• **Short exercise**: Please output every line of the material as it stands, without the pictures.
■ ■ ■
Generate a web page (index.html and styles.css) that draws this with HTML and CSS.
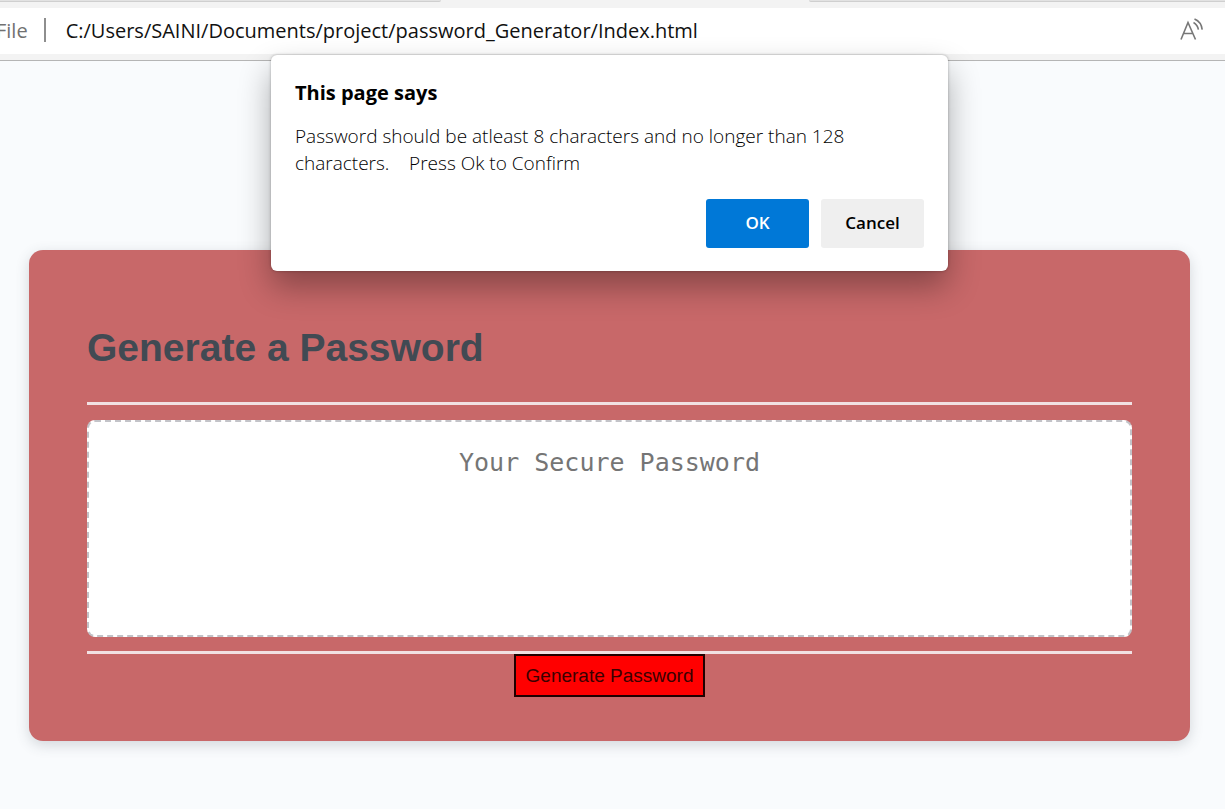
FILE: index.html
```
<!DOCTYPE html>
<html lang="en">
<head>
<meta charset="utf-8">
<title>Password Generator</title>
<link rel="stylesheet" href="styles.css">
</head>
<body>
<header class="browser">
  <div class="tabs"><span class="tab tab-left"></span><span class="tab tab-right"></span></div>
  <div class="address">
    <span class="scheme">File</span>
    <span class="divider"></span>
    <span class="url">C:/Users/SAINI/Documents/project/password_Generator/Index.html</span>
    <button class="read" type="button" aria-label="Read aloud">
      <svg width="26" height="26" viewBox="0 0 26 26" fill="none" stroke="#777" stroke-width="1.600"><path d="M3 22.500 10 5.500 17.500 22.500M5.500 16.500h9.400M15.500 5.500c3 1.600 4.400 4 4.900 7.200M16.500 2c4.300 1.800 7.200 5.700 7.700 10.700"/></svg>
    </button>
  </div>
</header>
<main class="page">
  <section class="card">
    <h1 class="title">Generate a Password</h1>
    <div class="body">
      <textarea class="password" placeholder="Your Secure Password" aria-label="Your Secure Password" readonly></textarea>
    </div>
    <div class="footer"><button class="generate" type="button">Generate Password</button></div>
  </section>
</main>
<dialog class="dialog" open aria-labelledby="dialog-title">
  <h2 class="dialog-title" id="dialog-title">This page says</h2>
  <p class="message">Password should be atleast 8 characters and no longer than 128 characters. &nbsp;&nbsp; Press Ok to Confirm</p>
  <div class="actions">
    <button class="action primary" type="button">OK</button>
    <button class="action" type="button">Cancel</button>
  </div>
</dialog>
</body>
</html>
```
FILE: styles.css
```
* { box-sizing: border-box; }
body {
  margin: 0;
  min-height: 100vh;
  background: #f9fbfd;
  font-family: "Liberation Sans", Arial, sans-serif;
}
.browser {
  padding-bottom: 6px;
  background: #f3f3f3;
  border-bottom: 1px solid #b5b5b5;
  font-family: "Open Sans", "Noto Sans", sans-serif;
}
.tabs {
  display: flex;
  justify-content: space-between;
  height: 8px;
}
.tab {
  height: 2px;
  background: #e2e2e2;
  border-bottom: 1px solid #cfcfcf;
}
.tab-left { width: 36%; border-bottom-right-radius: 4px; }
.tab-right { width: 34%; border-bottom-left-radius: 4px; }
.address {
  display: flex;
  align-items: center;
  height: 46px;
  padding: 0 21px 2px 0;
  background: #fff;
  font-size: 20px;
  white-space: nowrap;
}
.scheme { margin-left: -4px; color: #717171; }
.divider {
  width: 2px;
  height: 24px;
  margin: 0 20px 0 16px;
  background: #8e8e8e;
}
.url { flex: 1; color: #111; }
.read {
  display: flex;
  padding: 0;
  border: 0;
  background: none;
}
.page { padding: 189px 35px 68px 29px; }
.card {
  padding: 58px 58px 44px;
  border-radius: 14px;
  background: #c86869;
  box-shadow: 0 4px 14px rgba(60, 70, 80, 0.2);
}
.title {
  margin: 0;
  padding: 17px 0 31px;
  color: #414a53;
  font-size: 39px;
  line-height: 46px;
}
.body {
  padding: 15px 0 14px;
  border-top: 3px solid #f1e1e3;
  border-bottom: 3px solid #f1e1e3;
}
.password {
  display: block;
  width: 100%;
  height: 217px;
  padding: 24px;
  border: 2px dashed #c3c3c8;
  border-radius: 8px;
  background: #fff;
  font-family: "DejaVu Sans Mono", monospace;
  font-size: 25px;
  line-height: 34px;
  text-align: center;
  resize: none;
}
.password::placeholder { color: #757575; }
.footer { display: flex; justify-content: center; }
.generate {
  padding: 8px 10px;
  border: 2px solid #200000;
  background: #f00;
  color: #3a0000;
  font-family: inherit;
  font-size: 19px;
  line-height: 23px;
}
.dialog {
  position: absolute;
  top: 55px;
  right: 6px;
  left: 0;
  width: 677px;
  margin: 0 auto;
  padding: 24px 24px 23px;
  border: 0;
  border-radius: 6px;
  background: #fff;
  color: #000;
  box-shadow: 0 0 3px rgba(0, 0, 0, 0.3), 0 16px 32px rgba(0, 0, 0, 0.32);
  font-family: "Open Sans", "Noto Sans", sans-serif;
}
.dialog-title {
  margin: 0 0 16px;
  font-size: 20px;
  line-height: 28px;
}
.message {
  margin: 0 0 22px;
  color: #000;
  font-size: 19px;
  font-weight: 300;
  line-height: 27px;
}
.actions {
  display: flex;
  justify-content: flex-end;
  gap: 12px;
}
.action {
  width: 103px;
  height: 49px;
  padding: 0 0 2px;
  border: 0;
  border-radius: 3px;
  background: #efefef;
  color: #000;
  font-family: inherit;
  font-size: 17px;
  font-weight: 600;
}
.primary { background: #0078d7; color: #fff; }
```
■ ■ ■
• **Final result**:
Generate a web page (index.html and styles.css) that draws this with HTML and CSS.
FILE: index.html
```
<!DOCTYPE html>
<html lang="en">
<head>
<meta charset="utf-8">
<title>Password Generator</title>
<link rel="stylesheet" href="styles.css">
</head>
<body>
<header class="browser">
  <div class="tabs"><span class="tab tab-left"></span><span class="tab tab-right"></span></div>
  <div class="address">
    <span class="scheme">File</span>
    <span class="divider"></span>
    <span class="url">C:/Users/SAINI/Documents/project/password_Generator/Index.html</span>
    <button class="read" type="button" aria-label="Read aloud">
      <svg width="26" height="26" viewBox="0 0 26 26" fill="none" stroke="#777" stroke-width="1.600"><path d="M3 22.500 10 5.500 17.500 22.500M5.500 16.500h9.400M15.500 5.500c3 1.600 4.400 4 4.900 7.200M16.500 2c4.300 1.800 7.200 5.700 7.700 10.700"/></svg>
    </button>
  </div>
</header>
<main class="page">
  <section class="card">
    <h1 class="title">Generate a Password</h1>
    <div class="body">
      <textarea class="password" placeholder="Your Secure Password" aria-label="Your Secure Password" readonly></textarea>
    </div>
    <div class="footer"><button class="generate" type="button">Generate Password</button></div>
  </section>
</main>
<dialog class="dialog" open aria-labelledby="dialog-title">
  <h2 class="dialog-title" id="dialog-title">This page says</h2>
  <p class="message">Password should be atleast 8 characters and no longer than 128 characters. &nbsp;&nbsp; Press Ok to Confirm</p>
  <div class="actions">
    <button class="action primary" type="button">OK</button>
    <button class="action" type="button">Cancel</button>
  </div>
</dialog>
</body>
</html>
```
FILE: styles.css
```
* { box-sizing: border-box; }
body {
  margin: 0;
  min-height: 100vh;
  background: #f9fbfd;
  font-family: "Liberation Sans", Arial, sans-serif;
}
.browser {
  padding-bottom: 6px;
  background: #f3f3f3;
  border-bottom: 1px solid #b5b5b5;
  font-family: "Open Sans", "Noto Sans", sans-serif;
}
.tabs {
  display: flex;
  justify-content: space-between;
  height: 8px;
}
.tab {
  height: 2px;
  background: #e2e2e2;
  border-bottom: 1px solid #cfcfcf;
}
.tab-left { width: 36%; border-bottom-right-radius: 4px; }
.tab-right { width: 34%; border-bottom-left-radius: 4px; }
.address {
  display: flex;
  align-items: center;
  height: 46px;
  padding: 0 21px 2px 0;
  background: #fff;
  font-size: 20px;
  white-space: nowrap;
}
.scheme { margin-left: -4px; color: #717171; }
.divider {
  width: 2px;
  height: 24px;
  margin: 0 20px 0 16px;
  background: #8e8e8e;
}
.url { flex: 1; color: #111; }
.read {
  display: flex;
  padding: 0;
  border: 0;
  background: none;
}
.page { padding: 189px 35px 68px 29px; }
.card {
  padding: 58px 58px 44px;
  border-radius: 14px;
  background: #c86869;
  box-shadow: 0 4px 14px rgba(60, 70, 80, 0.2);
}
.title {
  margin: 0;
  padding: 17px 0 31px;
  color: #414a53;
  font-size: 39px;
  line-height: 46px;
}
.body {
  padding: 15px 0 14px;
  border-top: 3px solid #f1e1e3;
  border-bottom: 3px solid #f1e1e3;
}
.password {
  display: block;
  width: 100%;
  height: 217px;
  padding: 24px;
  border: 2px dashed #c3c3c8;
  border-radius: 8px;
  background: #fff;
  font-family: "DejaVu Sans Mono", monospace;
  font-size: 25px;
  line-height: 34px;
  text-align: center;
  resize: none;
}
.password::placeholder { color: #757575; }
.footer { display: flex; justify-content: center; }
.generate {
  padding: 8px 10px;
  border: 2px solid #200000;
  background: #f00;
  color: #3a0000;
  font-family: inherit;
  font-size: 19px;
  line-height: 23px;
}
.dialog {
  position: absolute;
  top: 55px;
  right: 6px;
  left: 0;
  width: 677px;
  margin: 0 auto;
  padding: 24px 24px 23px;
  border: 0;
  border-radius: 6px;
  background: #fff;
  color: #000;
  box-shadow: 0 0 3px rgba(0, 0, 0, 0.3), 0 16px 32px rgba(0, 0, 0, 0.32);
  font-family: "Open Sans", "Noto Sans", sans-serif;
}
.dialog-title {
  margin: 0 0 16px;
  font-size: 20px;
  line-height: 28px;
}
.message {
  margin: 0 0 22px;
  color: #000;
  font-size: 19px;
  font-weight: 300;
  line-height: 27px;
}
.actions {
  display: flex;
  justify-content: flex-end;
  gap: 12px;
}
.action {
  width: 103px;
  height: 49px;
  padding: 0 0 2px;
  border: 0;
  border-radius: 3px;
  background: #efefef;
  color: #000;
  font-family: inherit;
  font-size: 17px;
  font-weight: 600;
}
.primary { background: #0078d7; color: #fff; }
```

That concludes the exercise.